Chronique | Bad Tripes - La Vie la Pute

Pierre Sopor 12 décembre 2022

Il aura fallu cinq ans à BAD TRIPES pour nous saigner un successeur au génial Les Contes de la Tripe, boucherie théâtrale barge et jouissive sortie fin 2017. Changement d'ambiance à première vue avec un titre, La Vie la Pute, et un artwork dessiné et coloré qui s'éloignent tous deux des horreurs grandiloquentes des précédents méfaits du groupe.

On est d'ailleurs un peu perdu au début avec ce premier titre et single, La Madrague des Macchabées : un côté punk très direct, un rythme rapide et quasi festif... et un clip assez sage à la plage ? Mais avec sa mélodie aux airs de reviens-y, son refrain irrésistible et son côté tango fou qui déraille, cette entrée en matière devient vite addictive, surtout qu'on croit y détecter l'ombre d'une mélancolie assez poétique. Et puis BAD TRIPES a le chic pour nous balancer des riffs imparables, nous piéger avec ses rengaines inoubliables. Orchestrations baroques, électroniques discrètes, guitares martiales à la RAMMSTEIN (en plus fun), références horrifiques : les ingrédients sont là et l'album regorge de passages immédiatement efficaces.

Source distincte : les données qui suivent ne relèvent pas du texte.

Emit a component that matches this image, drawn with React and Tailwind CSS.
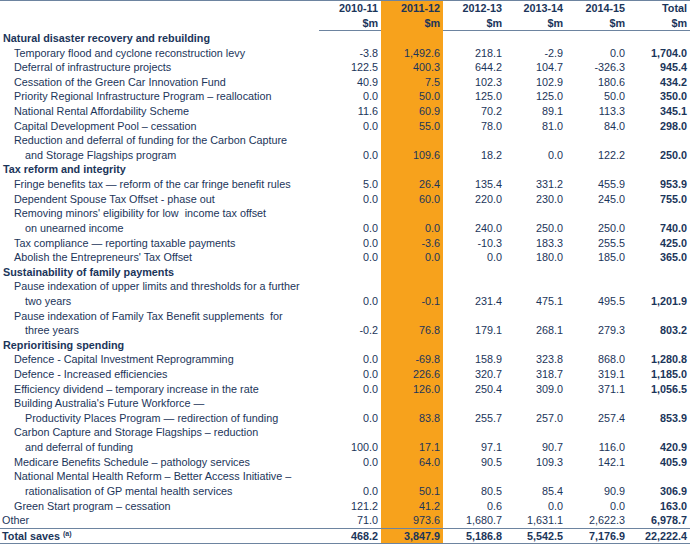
import React from "react";

// budget savings table — 2011-12 column highlighted
const COLS = "grid grid-cols-[319px_62px_62px_62px_61px_62px_62px]";
const INK = "text-[#1b355a]";
const RULE = "bg-[#6d84a0]";
const ORANGE = "bg-[#f7a21c]";

const rows = [
  ["h", "Natural disaster recovery and rebuilding"],
  ["i", "Temporary flood and cyclone reconstruction levy", "-3.8", "1,492.6", "218.1", "-2.9", "0.0", "1,704.0"],
  ["i", "Deferral of infrastructure projects", "122.5", "400.3", "644.2", "104.7", "-326.3", "945.4"],
  ["i", "Cessation of the Green Car Innovation Fund", "40.9", "7.5", "102.3", "102.9", "180.6", "434.2"],
  ["i", "Priority Regional Infrastructure Program – reallocation", "0.0", "50.0", "125.0", "125.0", "50.0", "350.0"],
  ["i", "National Rental Affordability Scheme", "11.6", "60.9", "70.2", "89.1", "113.3", "345.1"],
  ["i", "Capital Development Pool – cessation", "0.0", "55.0", "78.0", "81.0", "84.0", "298.0"],
  ["i", "Reduction and deferral of funding for the Carbon Capture"],
  ["c", "and Storage Flagships program", "0.0", "109.6", "18.2", "0.0", "122.2", "250.0"],
  ["h", "Tax reform and integrity"],
  ["i", "Fringe benefits tax — reform of the car fringe benefit rules", "5.0", "26.4", "135.4", "331.2", "455.9", "953.9"],
  ["i", "Dependent Spouse Tax Offset - phase out", "0.0", "60.0", "220.0", "230.0", "245.0", "755.0"],
  ["i", "Removing minors' eligibility for low  income tax offset"],
  ["c", "on unearned income", "0.0", "0.0", "240.0", "250.0", "250.0", "740.0"],
  ["i", "Tax compliance — reporting taxable payments", "0.0", "-3.6", "-10.3", "183.3", "255.5", "425.0"],
  ["i", "Abolish the Entrepreneurs' Tax Offset", "0.0", "0.0", "0.0", "180.0", "185.0", "365.0"],
  ["h", "Sustainability of family payments"],
  ["i", "Pause indexation of upper limits and thresholds for a further"],
  ["c", "two years", "0.0", "-0.1", "231.4", "475.1", "495.5", "1,201.9"],
  ["i", "Pause indexation of Family Tax Benefit supplements  for"],
  ["c", "three years", "-0.2", "76.8", "179.1", "268.1", "279.3", "803.2"],
  ["h", "Reprioritising spending"],
  ["i", "Defence - Capital Investment Reprogramming", "0.0", "-69.8", "158.9", "323.8", "868.0", "1,280.8"],
  ["i", "Defence - Increased efficiencies", "0.0", "226.6", "320.7", "318.7", "319.1", "1,185.0"],
  ["i", "Efficiency dividend – temporary increase in the rate", "0.0", "126.0", "250.4", "309.0", "371.1", "1,056.5"],
  ["i", "Building Australia's Future Workforce —"],
  ["c", "Productivity Places Program — redirection of funding", "0.0", "83.8", "255.7", "257.0", "257.4", "853.9"],
  ["i", "Carbon Capture and Storage Flagships – reduction"],
  ["c", "and deferral of funding", "100.0", "17.1", "97.1", "90.7", "116.0", "420.9"],
  ["i", "Medicare Benefits Schedule – pathology services", "0.0", "64.0", "90.5", "109.3", "142.1", "405.9"],
  ["i", "National Mental Health Reform – Better Access Initiative –"],
  ["c", "rationalisation of GP mental health services", "0.0", "50.1", "80.5", "85.4", "90.9", "306.9"],
  ["i", "Green Start program – cessation", "121.2", "41.2", "0.6", "0.0", "0.0", "163.0"],
  ["o", "Other", "71.0", "973.6", "1,680.7", "1,631.1", "2,622.3", "6,978.7"],
];

const indent = { h: "pl-[3px] font-bold", i: "pl-[14px]", c: "pl-[25px]", o: "pl-[2px]" };

function Num({ value, col, bold }) {
  return (
    <div
      className={`pr-[3px] text-right ${col === 1 ? ORANGE : ""} ${bold ? "font-bold" : ""}`}
    >
      {value}
    </div>
  );
}

function HeaderRow({ cells }) {
  return (
    <div className={`${COLS} h-[14.5px] leading-[14.5px] font-bold`}>
      <div />
      {cells.map((c, i) => (
        <Num key={i} value={c} col={i} />
      ))}
    </div>
  );
}

export default function App() {
  return (
    <div
      className={`w-[690px] h-[544px] bg-white flex flex-col overflow-hidden font-['Liberation_Sans',Arial,sans-serif] text-[10.8px] ${INK}`}
    >
      <div className={`h-px ${RULE}`} />
      <HeaderRow cells={["2010-11", "2011-12", "2012-13", "2013-14", "2014-15", "Total"]} />
      <HeaderRow cells={["$m", "$m", "$m", "$m", "$m", "$m"]} />
      <div className={`${COLS} h-px`}>
        <div />
        <div className={RULE} />
        <div className={ORANGE} />
        <div className={`col-span-4 ${RULE}`} />
      </div>

      {rows.map(([kind, label, ...vals], r) => (
        <div key={r} className={`${COLS} h-[14.62px] leading-[14.62px]`}>
          <div className={`whitespace-pre ${indent[kind]}`}>{label}</div>
          {vals.length
            ? vals.map((v, i) => <Num key={i} value={v} col={i} bold={i === 5} />)
            : [0, 1, 2, 3, 4, 5].map((i) => <Num key={i} value="" col={i} />)}
        </div>
      ))}

      <div className={`h-px ${RULE}`} />
      <div className={`${COLS} h-[14px] leading-[14px] font-bold`}>
        <div className="pl-[2px]">
          Total saves <sup className="text-[7px] font-bold">(a)</sup>
        </div>
        {["468.2", "3,847.9", "5,186.8", "5,542.5", "7,176.9", "22,222.4"].map((v, i) => (
          <Num key={i} value={v} col={i} />
        ))}
      </div>
      <div className={`h-px ${RULE}`} />
      <div className={`${COLS} flex-1`}>
        <div />
        <div />
        <div className={ORANGE} />
      </div>
    </div>
  );
}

Et puis, un peu à l'image de ce metro qui déboule bord cadre sur la pochette de l'album, arrive ce moment où on se prend La Vie la Pute en pleine face. La grosse mandale qui met K.O., ce n'est finalement pas au détour d'une des nombreuses punchlines rageuses (la plume est mordante, le verbe méchant) ni dans un titre spécialement bourrin qu'on va se la manger. C'est sur ce morceau-titre, où BAD TRIPES assume un rap qui s'alourdit de plus en plus pour planter un décor sombre, gris, désespéré : on avait bien senti poindre une petite mélancolie d'emblée, mais les histoires que nous racontent cette fois le groupe se teintent d'une saveur particulièrement amère.

BAD TRIPES nous avait déjà plongé dans des univers sordides, mais l'attirail horrifique déployé créait un décalage. Les histoires de La Vie la Pute sentent le quotidien, le contemporain, le réel. Médiocrité, mort, maladie (Jusqu'à la Lie, Apocalypse Now, hymne dépité et traumatisé par la nullité post-apo du monde covidé), dégoût de soi (Les Yeux sans Visage rappelle ce rejet viscéral du corps qui, déjà, hantait l'excellente Chair de Canon sur Splendeur et Viscères) : La Vie la Pute est un album qui, derrière ses bons mots, derrière son metal industriel accrocheur, son côté fanfare de cirque déglinguée et sa poésie trash, parle d'injustices et de gens abimés, fracassés, amochés, fracassés, laissés pour compte, mis en marge. Mais le sordide dissimule aussi un amour sincère pour ces marginaux, ces sorcières, ces travailleuses du sexe, ces malades, ces victimes de violence, ces freaks superbes qui se font écraser par ce train d'injustices et de cruauté froid et puant qui déboule comme un sauvage.

Alors oui, BAD TRIPES sait toujours nous trifouiller les entrailles avec ses rythmiques entraînantes, ses formules bien troussées et les rugissements hargneux de sa chanteuse. La petite touche fanatstique-gothique-baroque-théâtrale qui se pointe régulièrement est toujours aussi réjouissante (Brûle-moi si tu Peux ou La Cadavéreuse, aussi jubilatoires que féroces), mais La Vie la Pute est aussi un album qui, en n'allant plus sa cacher derrière des contes qui semblent raconter une autre époque, assume pleinement un visage plus touchant, plus triste, et dont les émotions font finalement plus mal que les refrains les plus sauvages.

Le film s'achève, on ferme les yeux, et on crève.